Nun also der vierte Jahrgang des ungeliebten Castorf-"Ring" in weitgehend neuer Sänger-Besetzung. Und vor allem erstmals mit Altmeister Marek Janowski am Pult, der den bejubelten Kirill Petrenko beerbt. Der 77-jährige Janowski hatte sich in den 1990er Jahren von der Bühne zurückgezogen, da er mit dem Regie-Theater haderte. Und nun feiert er sein Bayreuth-Debüt ausgerechnet mit dem "Ring" Castorfs, der nicht zimperlich mit Wagners Tetralogie umgeht. Dass Janowski möglicherweise genervt wegguckt, statt Kontakt mit der Bühne zu halten, lässt sich im ersten Akt der "Walküre" vermuten, der an mehreren Stellen musikalisch fast auseinander fliegt und überhaupt rumpelt und knattert. Dabei ist Castorf gerade hier wenig eingefallen, er lässt um einen Ölförderturm in Baku herum ziemlich lauwarm am Text entlang agieren, oder hat einfach vor der optisch und stimmlich krassen Fehlbesetzung der Sieglinde mit Heidi Melton kapituliert.

Musikalisch bleibt die "Walküre" auch in den folgenden Akten durchwachsen, Janowski gelingen zwar große Momente, aber meistens hetzt er durch die Partitur, falsche Töne und Kieckser dringen aus dem Graben, die Walküren drehen auf bis zur Schmerzgrenze, aber vor allem Catherine Foster als souveräne, pointiert singende Brünnhilde, der famose Georg Zeppenfeld als Hunding und der erst spät in Fahrt kommende John Lundgren als Wotan reißen es raus. Der Rest ist solide.

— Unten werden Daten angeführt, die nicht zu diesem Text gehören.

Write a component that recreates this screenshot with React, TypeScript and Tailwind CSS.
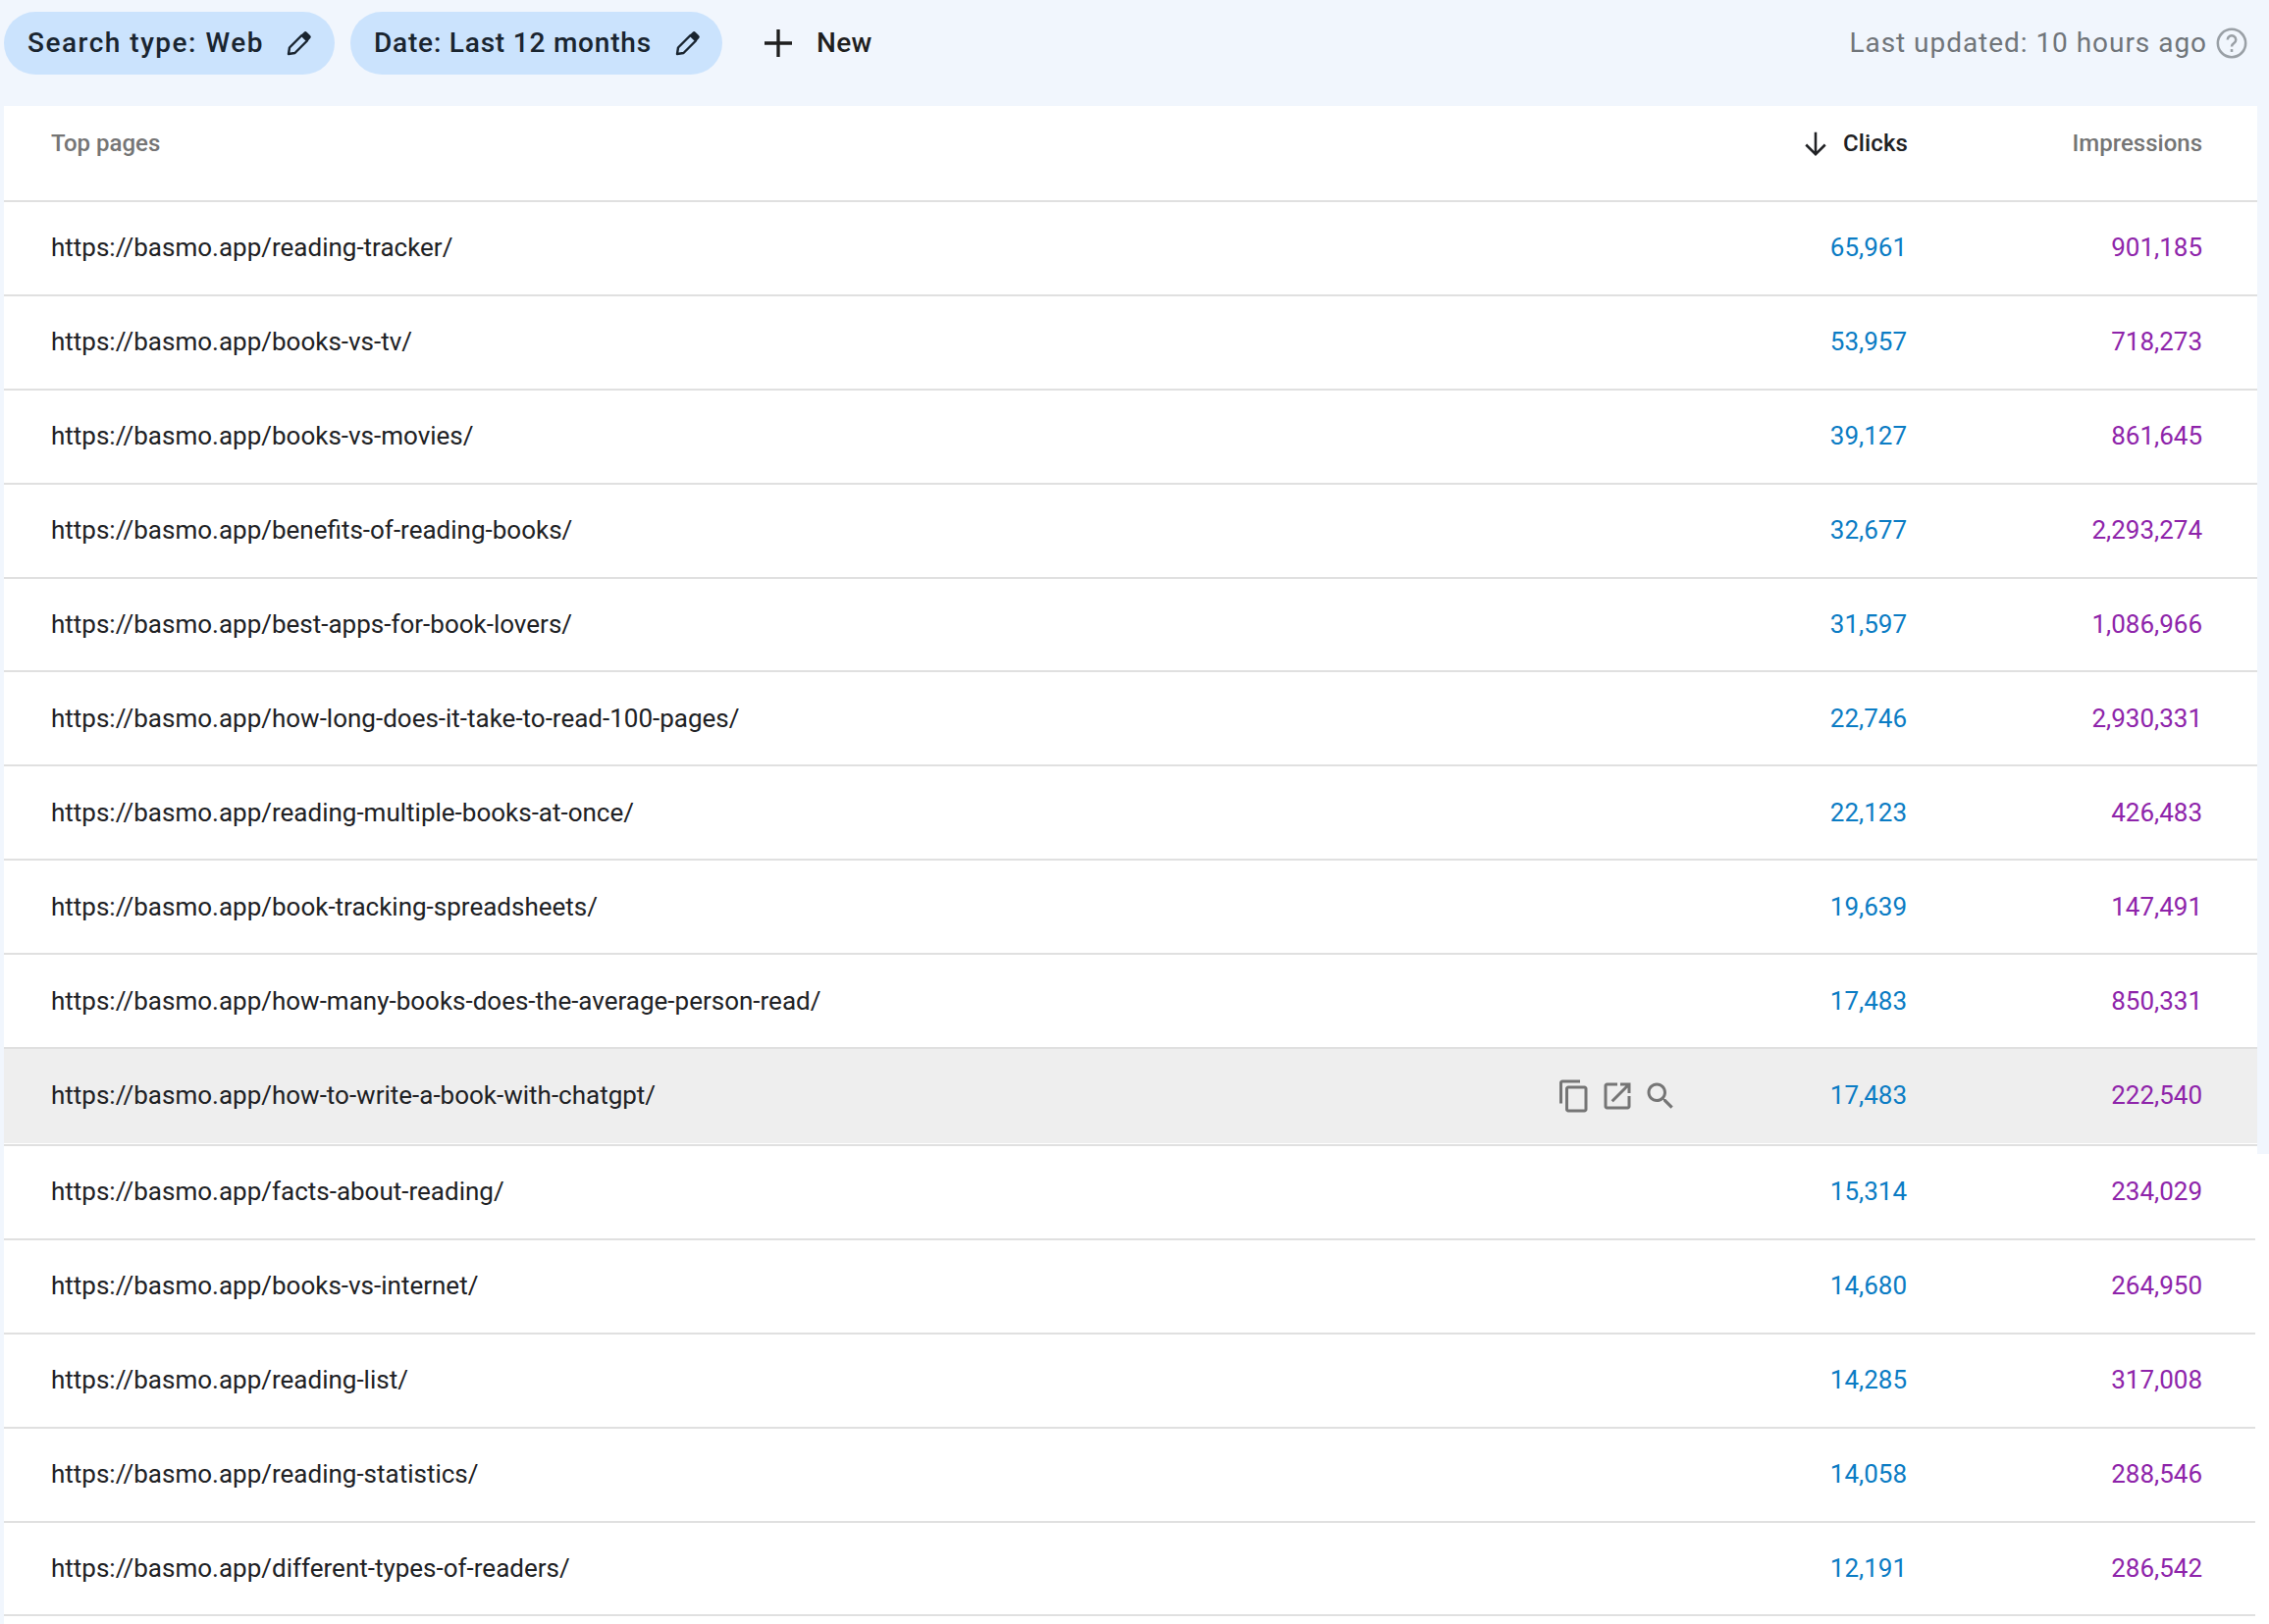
import React from "react";

const rows = [
  ["https://basmo.app/reading-tracker/", "65,961", "901,185"],
  ["https://basmo.app/books-vs-tv/", "53,957", "718,273"],
  ["https://basmo.app/books-vs-movies/", "39,127", "861,645"],
  ["https://basmo.app/benefits-of-reading-books/", "32,677", "2,293,274"],
  ["https://basmo.app/best-apps-for-book-lovers/", "31,597", "1,086,966"],
  ["https://basmo.app/how-long-does-it-take-to-read-100-pages/", "22,746", "2,930,331"],
  ["https://basmo.app/reading-multiple-books-at-once/", "22,123", "426,483"],
  ["https://basmo.app/book-tracking-spreadsheets/", "19,639", "147,491"],
  ["https://basmo.app/how-many-books-does-the-average-person-read/", "17,483", "850,331"],
];

const lowerRows = [
  ["https://basmo.app/facts-about-reading/", "15,314", "234,029"],
  ["https://basmo.app/books-vs-internet/", "14,680", "264,950"],
  ["https://basmo.app/reading-list/", "14,285", "317,008"],
  ["https://basmo.app/reading-statistics/", "14,058", "288,546"],
  ["https://basmo.app/different-types-of-readers/", "12,191", "286,542"],
];

const Pencil = () => (
  <svg width="26" height="26" viewBox="0 0 26 26" fill="none">
    <path d="M2 24l1-6.500L15.500 5l5.500 5.500L8.500 23z" stroke="#1a2530" strokeWidth="2.400" strokeLinejoin="round" />
    <path d="M15 4.500l2.800-2.800a2 2 0 0 1 2.800 0l3.600 3.600a2 2 0 0 1 0 2.800L21.500 11z" fill="#1a2530" />
  </svg>
);

const Numbers = ({ clicks, impressions }: { clicks: string; impressions: string }) => (
  <>
    <span className="w-[100px] text-right text-[#0b7cc4]">{clicks}</span>
    <span className="w-[301px] text-right text-[#8e24aa]">{impressions}</span>
  </>
);

const RowIcons = () => (
  <div className="mr-[133px] flex items-center text-[#757575]">
    <svg width="36" height="36" viewBox="0 0 24 24" fill="currentColor">
      <path d="M16 1H4c-1.100 0-2 .9-2 2v14h2V3h12V1zm3 4H8c-1.100 0-2 .9-2 2v14c0 1.100.9 2 2 2h11c1.100 0 2-.9 2-2V7c0-1.100-.9-2-2-2zm0 16H8V7h11v14z" />
    </svg>
    <svg className="ml-2" width="36" height="36" viewBox="0 0 24 24" fill="currentColor">
      <path d="M19 19H5V5h7V3H5c-1.110 0-2 .9-2 2v14c0 1.100.89 2 2 2h14c1.100 0 2-.9 2-2v-7h-2v7zM14 3v2h3.590l-9.830 9.830 1.410 1.410L19 6.410V10h2V3h-7z" />
    </svg>
    <svg className="ml-2" width="36" height="36" viewBox="0 0 24 24" fill="currentColor">
      <path d="M15.500 14h-.79l-.28-.27C15.410 12.590 16 11.110 16 9.500 16 5.910 13.090 3 9.500 3S3 5.910 3 9.500 5.910 16 9.500 16c1.610 0 3.090-.59 4.230-1.570l.27.280v.79l5 4.990L20.490 19l-4.990-5zm-6 0C7.010 14 5 11.990 5 9.500S7.010 5 9.500 5 14 7.010 14 9.500 11.990 14 9.500 14z" />
    </svg>
  </div>
);

export default function App() {
  return (
    <div className="flex h-[1655px] w-[2312px] flex-col overflow-hidden bg-[#f1f6fd] font-['Roboto',sans-serif]">
      <div className="flex h-[108px] items-start pl-1 pr-[21px] pt-3">
        <div className="flex h-16 w-[337px] items-center justify-between rounded-[32px] bg-[#cbe3fd] pl-6 pr-[23px] text-[28px] font-medium tracking-[1.500px] text-[#1a2530]">
          <span>Search type: Web</span>
          <Pencil />
        </div>
        <div className="ml-4 flex h-16 w-[379px] items-center justify-between rounded-[32px] bg-[#cbe3fd] pl-6 pr-[22px] text-[28px] font-medium tracking-[0.800px] text-[#1a2530]">
          <span>Date: Last 12 months</span>
          <Pencil />
        </div>
        <div className="ml-9 flex h-16 items-center text-[28px] font-medium text-[#1f1f1f]">
          <svg width="42" height="42" viewBox="0 0 24 24" fill="none" stroke="#1f1f1f" strokeWidth="1.900">
            <path d="M12 4v16M4 12h16" />
          </svg>
          <span className="ml-[18px] tracking-[0.300px]">New</span>
        </div>
        <div className="ml-auto flex h-16 items-center text-[28px] tracking-[0.960px] text-[#70757a]">
          <span>Last updated: 10 hours ago</span>
          <svg className="ml-2" width="34" height="34" viewBox="0 0 24 24" fill="none" stroke="#9aa0a6" strokeWidth="1.800">
            <circle cx="12" cy="12" r="10" />
            <path d="M9 9.500a3 3 0 1 1 4.500 2.600c-1 .6-1.500 1.200-1.500 2.400" />
            <path d="M12 16.300v2" />
          </svg>
        </div>
      </div>

      <div className="relative ml-1 mr-3 bg-white">
        <div className="flex h-[98px] border-b-2 border-[#e0e0e0] pl-12 pr-14 pt-5 text-[24px] font-medium text-[#757575]">
          <span className="flex-1">Top pages</span>
          <span className="flex items-start tracking-[0.100px] text-[#202124]">
            <svg width="36" height="36" viewBox="0 0 24 24" fill="none" stroke="#202124" strokeWidth="1.700">
              <path d="M12 4.500v15M5.500 13L12 19.500 18.500 13" />
            </svg>
            <span className="ml-[10px]">Clicks</span>
          </span>
          <span className="w-[300px] text-right">Impressions</span>
        </div>

        {rows.map(([url, clicks, impressions]) => (
          <div key={url} className="flex h-[95.9px] items-center border-b-2 border-[#e0e0e0] pl-12 pr-14 text-[26px] text-[#202124]">
            <span className="flex-1">{url}</span>
            <Numbers clicks={clicks} impressions={impressions} />
          </div>
        ))}

        <div className="h-[99px] border-b-2 border-[#e0e0e0] pb-px">
          <div className="flex h-full items-center bg-[#eeeeee] pb-px pl-12 pr-14 text-[26px] text-[#202124]">
            <span className="flex-1">https://basmo.app/how-to-write-a-book-with-chatgpt/</span>
            <RowIcons />
            <Numbers clicks="17,483" impressions="222,540" />
          </div>
        </div>

        <div className="absolute left-full top-full h-2 w-3 bg-[#f1f6fd]" />
      </div>

      <div className="ml-1 flex-1 bg-white pr-[14px]">
        {lowerRows.map(([url, clicks, impressions]) => (
          <div key={url} className="flex h-[95.9px] items-center border-b-2 border-[#e0e0e0] pl-12 pr-[54px] text-[26px] text-[#202124]">
            <span className="flex-1">{url}</span>
            <Numbers clicks={clicks} impressions={impressions} />
          </div>
        ))}
      </div>
    </div>
  );
}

Ganz anders "Rheingold", das Satyr-Vorspiel zum "Ring", bei dem Castorf ein Feuerwerk an Ideen zündet und in einem Motel an der Route 66 samt Tankstelle mittels Video und mehreren Spielebenen so viele Geschichten parallel erzählt, dass man kaum mitkommt. Das Banalisieren der Götter zum Rotlicht-Völkchen bekommt Wagner nicht schlecht, allein schon Roberto Saccàs mafiöser Loge ist den Besuch wert. Sängerisch ragen heraus Nadine Weissmanns Erda, ausstaffiert als Puffmutter mit Marlene-Flair und glühendem Mezzo und Günther Groissböck als Fasolt mit makelloser Diktion.

Castorf schafft es im "Rheingold", dass sich nicht eine einzige typische Sänger-Geste einschleicht, und die neuen Rheintöchter agieren so virtuos als koksnervöse Tussen, als wären sie frisch eingeflogen von Castorfs Bald-nicht-mehr-Heimat am Rosa-Luxemburg-Platz. Janowski setzt Castorfs Fragmentarisierung seine alte Schule entgegen, was hübsche Reibungen ergibt und erhabene Momente mit Trash-Ästhetik konterkariert.